On Wed, Jun 21, 2017 at 8:08 AM, Jean Georges Perrin <jg...@jgp.net> wrote:

> I have looked at Livy in the (very recent past) past and it will not do
> the trick for me. It seems pretty greedy in terms of resources (or at least
> that was our experience). I will investigate how job-server could do the
> trick.
>
> (on a side note I tried to find a paper on memory lifecycle within Spark
> but was not very successful, maybe someone has a link to spare.)
>
> My need is to keep one/several dataframes in memory (well, within Spark)
> so it/they can be reused at a later time, without persisting it/them to
> disk (unless Spark wants to, of course).
>
>
>
> On Jun 21, 2017, at 10:47 AM, Michael Mior <mm...@uwaterloo.ca> wrote:
>
> This is a puzzling suggestion to me. It's unclear what features the OP
> needs, so it's really hard to say whether Livy or job-server aren't
> sufficient. It's true that neither are particularly mature, but they're
> much more mature than a homemade project which hasn't started yet.
>
> That said, I'm not very familiar with either project, so perhaps there are
> some big concerns I'm not aware of.
>
> --
> Michael Mior
> mmior@apache.org
>
> 2017-06-21 3:19 GMT-04:00 Rick Moritz <ra...@gmail.com>:
>
>> Keeping it inside the same program/SparkContext is the most performant
>> solution, since you can avoid serialization and deserialization.
>> In-Memory-Persistance between jobs involves a memcopy, uses a lot of RAM
>> and invokes serialization and deserialization. Technologies that can help
>> you do that easily are Ignite (as mentioned) but also Alluxio, Cassandra
>> with in-memory tables and a memory-backed HDFS-directory (see tiered
>> storage).
>> Although livy and job-server provide the functionality of providing a
>> single SparkContext to mutliple programs, I would recommend you build your
>> own framework for integrating different jobs, since many features you may
>> need aren't present yet, while others may cause issues due to lack of
>> maturity.
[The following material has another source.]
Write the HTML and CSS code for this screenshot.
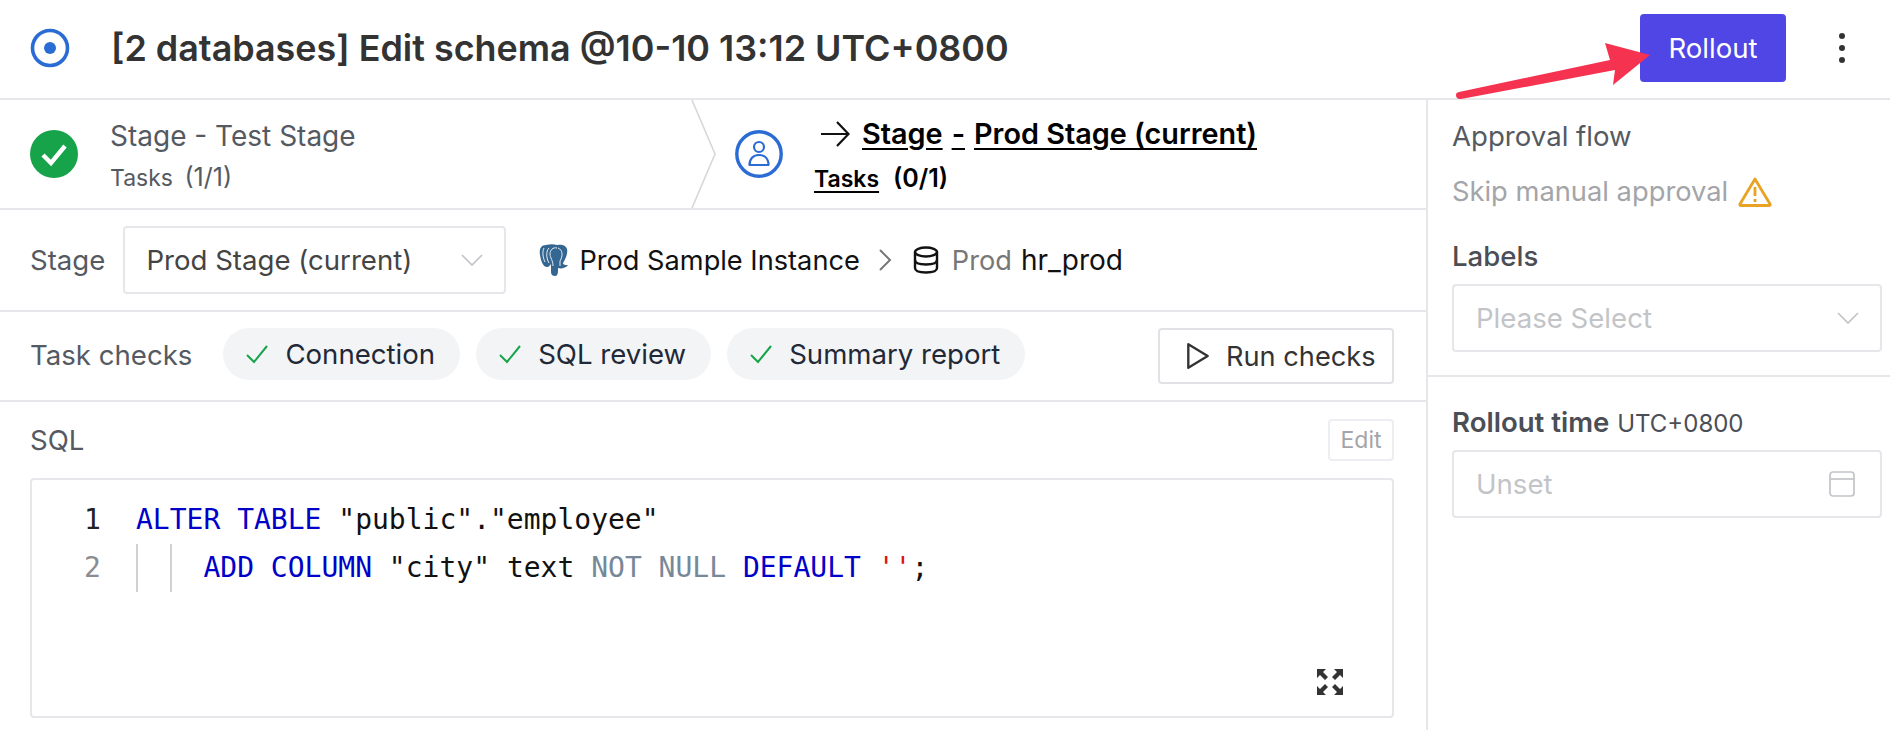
FILE: index.html
```html
<!DOCTYPE html>
<html lang="en">
<head>
<meta charset="utf-8">
<title>Issue</title>
<link rel="stylesheet" href="styles.css">
</head>
<body>
<div class="page">
  <header class="header">
    <svg class="status-icon" viewBox="0 0 40 40"><circle cx="20" cy="20" r="17.5" fill="none" stroke="#2b6cd4" stroke-width="3.6"/><circle cx="20" cy="20" r="6" fill="#2b6cd4"/></svg>
    <h1 class="title">[2 databases] Edit schema @10-10 13:12 UTC+0800</h1>
    <button class="rollout">Rollout</button>
    <svg class="kebab" viewBox="0 0 8 32"><circle cx="4" cy="4" r="3" fill="#333"/><circle cx="4" cy="16" r="3" fill="#333"/><circle cx="4" cy="28" r="3" fill="#333"/></svg>
  </header>
  <svg class="annot-arrow" viewBox="0 0 210 70"><path d="M3 55 C3 53 4 52.500 6 52 L157 20 L152 3 L197 15 L160 45 L162 30 L8 59 C5 59.500 3 58 3 55 Z" fill="#f5324f"/></svg>
  <div class="main">
    <div class="left">
      <div class="stages">
        <div class="stage stage-done">
          <svg class="stage-icon" viewBox="0 0 48 48"><circle cx="24" cy="24" r="24" fill="#16a34a"/><path d="M13 25 L21 33 L35 16" fill="none" stroke="#fff" stroke-width="4.4"/></svg>
          <div class="stage-text">
            <div class="stage-name">Stage - Test Stage</div>
            <div class="stage-tasks">Tasks <span class="count">(1/1)</span></div>
          </div>
        </div>
        <svg class="stage-sep" viewBox="0 0 26 108"><path d="M1 0 L24 54 L1 108" fill="none" stroke="#d5d7db" stroke-width="1.6"/></svg>
        <div class="stage stage-current">
          <svg class="stage-icon" viewBox="0 0 48 48"><circle cx="24" cy="24" r="22.2" fill="none" stroke="#2b6cd4" stroke-width="3.4"/><circle cx="24" cy="17" r="5" fill="none" stroke="#2b6cd4" stroke-width="2.2"/><path d="M14.5 35 C14.5 29 18 25 24 25 C30 25 33.5 29 33.5 35 Z" fill="none" stroke="#2b6cd4" stroke-width="2.2" stroke-linejoin="round"/></svg>
          <div class="stage-text">
            <div class="stage-name cur-name">
              <svg class="cur-arrow" viewBox="0 0 30 30"><path d="M1 15 H28 M17 3 L28.500 15 L17 27" fill="none" stroke="#111" stroke-width="2.200"/></svg>
              <span class="u">Stage</span><span class="u">-</span><span class="u">Prod Stage (current)</span>
            </div>
            <div class="stage-tasks cur-tasks"><span class="u">Tasks</span> <span class="count">(0/1)</span></div>
          </div>
        </div>
      </div>
      <div class="row stage-row">
        <span class="label">Stage</span>
        <div class="select stage-select"><span>Prod Stage (current)</span>
          <svg class="chev" viewBox="0 0 22 12"><path d="M1 1 L11 11 L21 1" fill="none" stroke="#c2c4c8" stroke-width="1.700"/></svg></div>
        <svg class="pg" viewBox="0 0 30 32"><path d="M7 1 C2 1 0 5 1 11 C2 17 4 23 8 23 C10 23 11 21 12 20 L12 28 C12 31 14 32 16 32 C18 32 19 30 19 27 L19 24 C22 25 27 24 29 21 C27 21 24 21 24 19 C27 14 29 9 28 5 C27 1 22 0 18 1 C15 0 11 0 7 1 Z" fill="#336791"/><path d="M10 4 C7 7 7 14 10 19 M18 4 C14 3 11 6 11 10 C11 14 14 16 14 22 M19 4 C24 6 24 12 21 17 L21 22 M5 4 C3 8 4 14 6 18" fill="none" stroke="#e8eef4" stroke-width="1"/></svg>
        <span class="crumb">Prod Sample Instance</span>
        <svg class="crumb-chev" viewBox="0 0 14 24"><path d="M2 2 L12 12 L2 22" fill="none" stroke="#777" stroke-width="2"/></svg>
        <svg class="db" viewBox="0 0 26 28"><g fill="none" stroke="#111" stroke-width="2.400"><ellipse cx="13" cy="6" rx="11" ry="4.500"/><path d="M2 6 V22 C2 25 7 26.500 13 26.500 C19 26.500 24 25 24 22 V6"/><path d="M2 14 C2 17 7 18.500 13 18.500 C19 18.500 24 17 24 14"/></g></svg>
        <span class="crumb-env">Prod</span>
        <span class="crumb">hr_prod</span>
      </div>
      <div class="row checks-row">
        <span class="label">Task checks</span>
        <span class="chip"><svg class="chip-check" viewBox="0 0 24 20"><path d="M2 11 L9 18 L22 2" fill="none" stroke="#16a34a" stroke-width="2"/></svg>Connection</span>
        <span class="chip"><svg class="chip-check" viewBox="0 0 24 20"><path d="M2 11 L9 18 L22 2" fill="none" stroke="#16a34a" stroke-width="2"/></svg>SQL review</span>
        <span class="chip"><svg class="chip-check" viewBox="0 0 24 20"><path d="M2 11 L9 18 L22 2" fill="none" stroke="#16a34a" stroke-width="2"/></svg>Summary report</span>
        <button class="run"><svg class="play" viewBox="0 0 22 26"><path d="M2 2 L20 13 L2 24 Z" fill="none" stroke="#333" stroke-width="2.200" stroke-linejoin="round"/></svg>Run checks</button>
      </div>
      <div class="sql">
        <div class="sql-head"><span class="label">SQL</span><button class="edit">Edit</button></div>
        <div class="editor">
          <div class="line"><span class="ln">1</span><code><span class="kw">ALTER TABLE</span> "public"."employee"</code></div>
          <div class="line"><span class="ln ln-dim">2</span><code class="guides">    <span class="kw">ADD COLUMN</span> "city" text <span class="op">NOT NULL</span> <span class="kw">DEFAULT</span> <span class="str">''</span>;</code></div>
          <svg class="expand" viewBox="0 0 28 28"><g fill="#333"><path d="M1 1 H10 L7 4 L12 9 L9 12 L4 7 L1 10 Z"/><path d="M27 1 H18 L21 4 L16 9 L19 12 L24 7 L27 10 Z"/><path d="M1 27 H10 L7 24 L12 19 L9 16 L4 21 L1 18 Z"/><path d="M27 27 H18 L21 24 L16 19 L19 16 L24 21 L27 18 Z"/></g></svg>
        </div>
      </div>
    </div>
    <aside class="side">
      <section class="side-top">
        <div class="side-label">Approval flow</div>
        <div class="skip">Skip manual approval
          <svg class="warn" viewBox="0 0 34 30"><path d="M17 2 L32 27 C32.500 28 32 28.500 31 28.500 H3 C2 28.500 1.500 28 2 27 Z" fill="none" stroke="#e8a323" stroke-width="2.800" stroke-linejoin="round"/><path d="M17 10 V19 M17 22 V25" stroke="#e8a323" stroke-width="2.800"/></svg>
        </div>
        <div class="side-label labels">Labels</div>
        <div class="select side-select"><span class="ph">Please Select</span>
          <svg class="chev" viewBox="0 0 22 12"><path d="M1 1 L11 11 L21 1" fill="none" stroke="#c2c4c8" stroke-width="1.700"/></svg></div>
      </section>
      <section class="side-bottom">
        <div class="side-label"><strong>Rollout time</strong> <span class="tz">UTC+0800</span></div>
        <div class="select side-select"><span class="ph">Unset</span>
          <svg class="cal" viewBox="0 0 26 26"><rect x="1" y="1" width="24" height="24" rx="3" fill="none" stroke="#c2c4c8" stroke-width="1.700"/><path d="M1 8 H25" stroke="#c2c4c8" stroke-width="1.700"/></svg></div>
      </section>
    </aside>
  </div>
</div>
</body>
</html>
```
FILE: styles.css
```css
* { box-sizing: border-box; }
html, body { margin: 0; padding: 0; }
body {
  font-family: Inter, "Liberation Sans", sans-serif;
  font-size: 27.6px;
  color: #333;
  background: #fff;
}
.page { position: relative; width: 1890px; height: 730px; overflow: hidden; display: flex; flex-direction: column; }
button { font-family: inherit; cursor: pointer; }

.header { height: 100px; flex: none; display: flex; align-items: center; padding: 0 0 2px 30px; border-bottom: 2px solid #e5e7eb; }
.status-icon { width: 40px; height: 40px; flex: none; }
.title { margin: 0 0 0 41px; font-size: 35.9px; font-weight: 600; color: #333; flex: 1; white-space: nowrap; }
.rollout { width: 146px; height: 68px; border: 0; border-radius: 4px; background: #4f46e5; color: #fff; font-size: 27.6px; padding: 0; }
.kebab { width: 8px; height: 32px; margin: 0 44px 0 52px; flex: none; }
.annot-arrow { position: absolute; left: 1453px; top: 40px; width: 210px; height: 70px; }

.main { flex: 1; display: flex; min-height: 0; }
.left { width: 1428px; flex: none; border-right: 2px solid #e5e7eb; display: flex; flex-direction: column; }

.stages { height: 110px; flex: none; display: flex; align-items: center; border-bottom: 2px solid #e5e7eb; }
.stage { display: flex; align-items: center; }
.stage-done { width: 691px; padding-left: 30px; }
.stage-sep { width: 26px; height: 108px; flex: none; }
.stage-current { padding-left: 18px; }
.stage-icon { width: 48px; height: 48px; flex: none; }
.stage-text { padding-top: 6px; }
.stage-done .stage-text { margin-left: 32px; }
.stage-current .stage-text { margin-left: 31px; padding-top: 4px; }
.stage-name { font-size: 28px; color: #555a62; line-height: 40px; }
.stage-tasks { font-size: 23px; word-spacing: 5px; color: #555a62; line-height: 40px; margin-top: 1px; }
.count { font-size: 25px; }
.cur-name { color: #000; font-weight: 600; font-size: 28.8px; margin-left: 6px; display: flex; align-items: center; gap: 9px; white-space: pre; }
.cur-arrow { width: 30px; height: 30px; margin-right: 3px; }
.cur-tasks { color: #000; font-weight: 600; margin-top: 4px; word-spacing: 8px; }
.u { text-decoration: underline; text-underline-offset: 4px; text-decoration-thickness: 2px; }

.row { flex: none; display: flex; align-items: center; border-bottom: 2px solid #e5e7eb; padding-left: 30px; }
.label { color: #555a62; font-size: 27.6px; }
.stage-row { height: 102px; }
.select { display: flex; align-items: center; justify-content: space-between; height: 68px; border: 2px solid #e5e7eb; border-radius: 4px; background: #fff; }
.stage-select { width: 383px; margin-left: 18px; padding: 0 21px 0 21px; color: #444; }
.chev { width: 22px; height: 12px; flex: none; }
.pg { width: 30px; height: 32px; margin-left: 33px; flex: none; }
.crumb { color: #111; margin-left: 10px; font-size: 27.2px; }
.crumb-chev { width: 14px; height: 24px; margin-left: 18px; flex: none; }
.db { width: 26px; height: 28px; margin-left: 21px; flex: none; }
.crumb-env { color: #777; margin-left: 13px; font-size: 27.2px; }
.crumb-env + .crumb { margin-left: 9px; font-size: 28px; }

.checks-row { height: 90px; padding-right: 32px; gap: 16px; }
.checks-row .label { margin-right: 15px; margin-bottom: 3px; }
.chip { height: 52px; margin-bottom: 4px; display: flex; align-items: center; background: #f3f4f6; border-radius: 26px; padding: 0 25px 0 22px; color: #1f2937; }
.chip-check { width: 24px; height: 20px; margin-right: 16px; flex: none; }
.run { margin-left: auto; width: 236px; height: 56px; border: 2px solid #e0e2e6; border-radius: 4px; background: #fff; color: #333; font-size: 27.2px; padding: 0 0 0 26px; display: flex; align-items: center; }
.play { width: 24px; height: 28px; margin-right: 16px; flex: none; }

.sql { flex: 1; padding: 17px 32px 0 30px; }
.sql-head { display: flex; align-items: center; justify-content: space-between; height: 42px; }
.edit { width: 66px; height: 42px; border: 2px solid #eceef1; border-radius: 4px; background: #fff; color: #a3a5a9; font-size: 23px; padding: 0; }
.editor { position: relative; margin-top: 17px; height: 240px; border: 2px solid #e5e7eb; border-radius: 4px; padding-top: 16px; font-family: "DejaVu Sans Mono", "Liberation Mono", monospace; font-size: 28px; color: #111; }
.line { display: flex; height: 48px; line-height: 48px; white-space: pre; }
.ln { width: 52px; margin-left: 52px; flex: none; color: #222; }
.ln-dim { color: #8a8d91; }
code { font-family: inherit; }
.guides { background-image: linear-gradient(#cfd1d4, #cfd1d4), linear-gradient(#cfd1d4, #cfd1d4); background-size: 2px 100%, 2px 100%; background-position: 0 0, 34px 0; background-repeat: no-repeat; }
.kw { color: #0000c8; }
.op { color: #778899; }
.str { color: #e01010; }
.expand { position: absolute; right: 48px; bottom: 20px; width: 28px; height: 28px; }

.side { flex: 1; min-width: 0; display: flex; flex-direction: column; }
.side-top { height: 277px; padding: 16px 8px 0 24px; border-bottom: 2px solid #e5e7eb; }
.side-label { color: #555a62; line-height: 40px; font-size: 27.6px; }
.skip { display: flex; align-items: center; color: #a3a5a9; margin-top: 16px; line-height: 40px; font-size: 27.3px; }
.warn { width: 34px; height: 30px; margin-left: 10px; flex: none; }
.labels { margin-top: 24px; font-weight: 500; color: #4b4e55; line-height: 40px; }
.labels + .side-select { margin-top: 8px; }
.side-select { margin-top: 6px; padding: 0 21px 0 22px; }
.side-bottom { padding: 25px 8px 0 24px; }
.side-bottom strong { font-weight: 600; color: #4b4e55; }
.tz { font-size: 24px; color: #4b4e55; }
.ph { color: #c2c4c8; }
.cal { width: 26px; height: 26px; flex: none; margin-right: 4px; }
```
Artificially splitting jobs is in general a bad idea, since it
>> breaks the DAG and thus prevents some potential push-down optimizations.
>>
>> On Tue, Jun 20, 2017 at 10:17 PM, Jean Georges Perrin <jg...@jgp.net>
>> wrote:
>>
>>> Thanks Vadim & Jörn... I will look into those.
>>>
>>> jg
>>>
>>> On Jun 20, 2017, at 2:12 PM, Vadim Semenov <va...@datadoghq.com>
>>> wrote:
>>>
>>> You can launch one permanent spark context and then execute your jobs
>>> within the context. And since they'll be running in the same context, they
>>> can share data easily.
>>>
>>> These two projects provide the functionality that you need:
>>> https://github.com/spark-jobserver/spark-jobserver#persisten
>>> t-context-mode---faster--required-for-related-jobs
>>> https://github.com/cloudera/livy#post-sessions
>>>
>>> On Tue, Jun 20, 2017 at 1:46 PM, Jean Georges Perrin <jg...@jgp.net>
>>> wrote:
>>>
>>>> Hey,
>>>>
>>>> Here is my need: program A does something on a set of data and produces
>>>> results, program B does that on another set, and finally, program C
>>>> combines the data of A and B. Of course, the easy way is to dump all on
>>>> disk after A and B are done, but I wanted to avoid this.
>>>>
>>>> I was thinking of creating a temp view, but I do not really like the
>>>> temp aspect of it ;). Any idea (they are all worth sharing)
>>>>
>>>> jg
>>>>
>>>>
>>>>
>>>> ---------------------------------------------------------------------
>>>> To unsubscribe e-mail: user-unsubscribe@spark.apache.org
>>>>
>>>>
>>>
>>>
>>
>
>

Re: "Sharing" dataframes...

Posted by Jean Georges Perrin <jg...@jgp.net>.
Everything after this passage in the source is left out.